Bölgenin tümüyle aktif fay sistemlerinin etkisi altında olduğu gerçeğiyle, buralarda özel mimari planlara uygun yapılacak binalar deprem dirençli malzemelerle yapılmış hafif, elastikiyeti fazla, deprem etkisini azaltacak donanımlarla güçlendirilmelidir
Vatandaşlar mutlaka ev alırken bu parametreleri dikkate almalıdır.

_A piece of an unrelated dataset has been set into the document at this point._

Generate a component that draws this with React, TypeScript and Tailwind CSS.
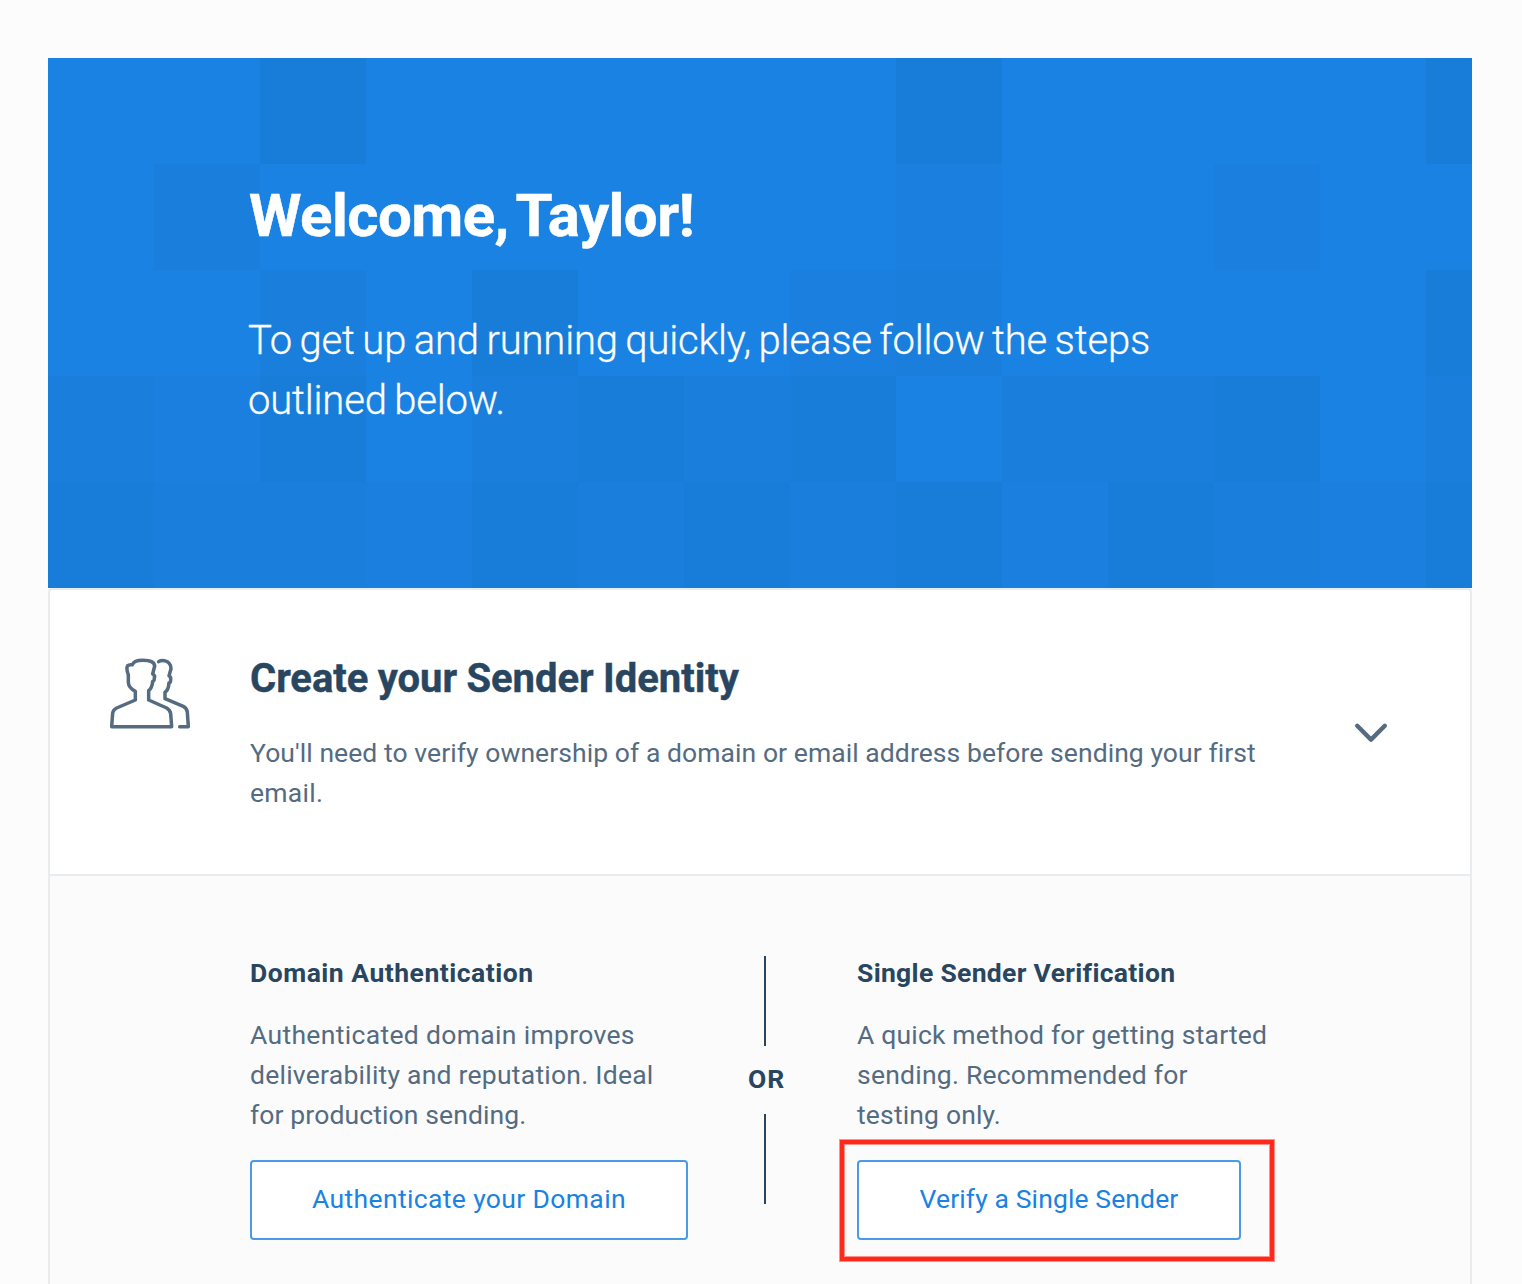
const SHADES = [
  "bg-[#1a82e2]",
  "bg-[#1a7fdf]",
  "bg-[#197edc]",
  "bg-[#187dd9]",
];

const MOSAIC = [
  [0, 0, 3, 0, 0, 0, 0, 0, 3, 0, 0, 0, 0, 3],
  [0, 2, 0, 0, 0, 0, 0, 0, 1, 0, 0, 1, 0, 0],
  [0, 0, 2, 0, 3, 0, 0, 1, 2, 0, 0, 0, 0, 3],
  [2, 1, 3, 0, 2, 3, 2, 3, 0, 2, 2, 3, 0, 2],
  [3, 2, 2, 1, 3, 2, 3, 2, 3, 1, 3, 2, 1, 3],
];

function Mosaic() {
  return (
    <div className="col-start-1 row-start-1 grid grid-cols-[repeat(14,106px)] grid-rows-[repeat(5,106px)] overflow-hidden">
      {MOSAIC.flatMap((row, r) =>
        row.map((shade, c) => <div key={`${r}-${c}`} className={SHADES[shade]} />),
      )}
    </div>
  );
}

function PeopleIcon() {
  return (
    <svg
      className="mt-[66px] ml-[58px] h-[74px] w-[84px] shrink-0"
      viewBox="54 48 252 222"
      fill="none"
      stroke="#546b81"
      strokeWidth="10.5"
      strokeLinejoin="round"
      strokeLinecap="round"
    >
      <path d="M65 260L68 219Q70 209 80 204L136 180V154C124 148 116 138 115 128L115 104C111 94 110 82 113 77C117 74 122 75 127 74C131 65 142 61 158 61C178 61 193 66 194 78L188 102C194 105 195 109 193 114C193 119 192 123 188 124C187 136 184 146 176 152V180L230 204C238 209 241 214 242 221L245 260Z" />
      <path d="M206 65C212 61 218 61 223 62C236 65 243 74 243 86L237 107C242 110 243 114 242 119C242 124 241 128 237 129C236 142 233 152 225 157V176L280 199C288 203 291 209 292 217L295 260H269" />
    </svg>
  );
}

function Chevron() {
  return (
    <svg
      className="mt-[130px] ml-auto mr-[81px] h-6 w-9 shrink-0"
      viewBox="0 0 36 24"
      fill="none"
      stroke="#546b81"
      strokeWidth="4.4"
      strokeLinecap="round"
      strokeLinejoin="round"
    >
      <path d="M4.2 5.8L18 19.6L31.8 5.8" />
    </svg>
  );
}

export default function App() {
  return (
    <div className="h-[1284px] overflow-hidden bg-[#fcfcfc] px-12 pt-[58px] font-['Roboto',sans-serif] text-[26.5px] leading-10 text-[#546b81]">
      <main className="w-[1424px]">
        <header className="grid h-[530px] w-full grid-cols-1 overflow-hidden">
          <Mosaic />
          <div className="z-10 col-start-1 row-start-1 pt-[118px] pl-[200px] text-white">
            <h1 className="ml-px text-[60px] leading-[80px] font-bold tracking-[-0.55px] [-webkit-text-stroke:0.5px_white] [word-spacing:-6px]">
              Welcome, Taylor!
            </h1>
            <p className="mt-[55px] text-[40px] leading-[60px] font-light tracking-[-0.18px] whitespace-nowrap [-webkit-text-stroke:0.3px_white] [word-spacing:-2px]">
              To get up and running quickly, please follow the steps
              <br />
              outlined below.
            </p>
          </div>
        </header>

        <section className="h-[740px] rounded-t border-2 border-[#e9ecef] bg-[#fbfbfb]">
          <div className="flex h-[286px] rounded-t-sm border-b-2 border-[#e9ecef] bg-white">
            <PeopleIcon />
            <div className="ml-[58px] pt-[59px] whitespace-nowrap">
              <h2 className="text-[40px] leading-[60px] font-bold tracking-[-0.04px] text-[#294661] [-webkit-text-stroke:0.4px_#294661] [word-spacing:-0.5px]">
                Create your Sender Identity
              </h2>
              <p className="mt-[24px] tracking-[0.07px]">
                You'll need to verify ownership of a domain or email address before sending your first
                <br />
                <span className="tracking-[0.26px]">email.</span>
              </p>
            </div>
            <Chevron />
          </div>

          <div className="flex pt-[77px] pl-[200px] whitespace-nowrap">
            <div className="w-[438px]">
              <h3 className="font-bold tracking-[0.5px] text-[#294661]">Domain Authentication</h3>
              <p className="mt-[22px]">
                <span className="tracking-[0.33px]">Authenticated domain improves</span>
                <br />
                <span className="tracking-[0.24px]">deliverability and reputation. Ideal</span>
                <br />
                <span className="tracking-[0.12px]">for production sending.</span>
              </p>
              <button className="mt-[25px] h-20 w-full rounded border-2 border-[#4a9ae8] bg-white pb-0.5 tracking-[0.36px] text-[#1a82e2]">
                Authenticate your Domain
              </button>
            </div>

            <div className="mt-[3px] ml-[56px] flex w-11 flex-col items-center text-[#294661]">
              <div className="mr-0.5 h-[90px] w-0.5 bg-[#294661]" />
              <span className="mt-[13px] mb-[15px] ml-px font-bold tracking-[0.8px]">OR</span>
              <div className="mr-0.5 h-[90px] w-0.5 bg-[#294661]" />
            </div>

            <div className="ml-[69px] w-[410px]">
              <h3 className="font-bold tracking-[0.31px] text-[#294661]">Single Sender Verification</h3>
              <p className="mt-[22px]">
                <span className="tracking-[0.19px]">A quick method for getting started</span>
                <br />
                <span className="tracking-[0.23px]">sending. Recommended for</span>
                <br />
                <span className="tracking-[0.16px]">testing only.</span>
              </p>
              <div className="relative mt-[25px] w-[384px]">
                <button className="h-20 w-full rounded border-2 border-[#4a9ae8] bg-white pb-0.5 tracking-[0.12px] text-[#1a82e2]">
                  Verify a Single Sender
                </button>
                <div className="pointer-events-none absolute -top-5 -left-[17px] h-[121px] w-[434px] border-4 border-[#ff2a1c] shadow-[0_0_0_1px_#ff2a1c80,inset_0_0_0_1px_#ff2a1c80]" />
              </div>
            </div>
          </div>
        </section>
      </main>
    </div>
  );
}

Ülkemizde meydana gelen afet zararlarının azaltılmasında alınabilecek etkili önlemlerden biri de denetimdir. Can ve mal güvenliğinin koruma altına alınması ve üretilen işlerin daha kaliteli ve nitelikli olması için güçlü denetleme mekanizmasına ihtiyaç vardır.
Toplanma alanlarının alt yapı sorunları çözülmelidir. Olası bir depremde tuvalet, su ihtiyaçlarının kolaylıkla sağlanacağı yerler temin edilmelidir.
2008 yılında resmi gazetede yayınlanan “Deprem Yönetmeliği” ve 2018 yılında yayınlanan “Bina Deprem Yönetmeliği” gereği tüm yapılarda temel ve zemin etüdü yaptırma zorunluluğu bulunmaktadır.
Ancak deprem riski en yüksek olan kuzeyde yer alan Diyarbakır İlçe Belediyelerimiz başta olmak üzere ilçe belediyelerimizin büyük bir çoğunluğunda zemin etüdü istenmemekte, yerinde denetlenmemekte ve yapılaşma devam etmektedir. Bu tür yanlış ve eksik uygulamalar büyük bir risk oluşturmaktadır. Kamusal sorumluluk ihlal edilmektedir.
Bu tür ihmallerin nelere sebep olduğunu 6 Şubatta çok ağır bir şekilde hep birlikte yaşadık ve gördük.
Bu tür felaketlerin tekrar yaşanmaması için; Bilimsel kriterler ile, uygun zeminlerde, depreme dayanıklı kentler inşa edilmelidir.”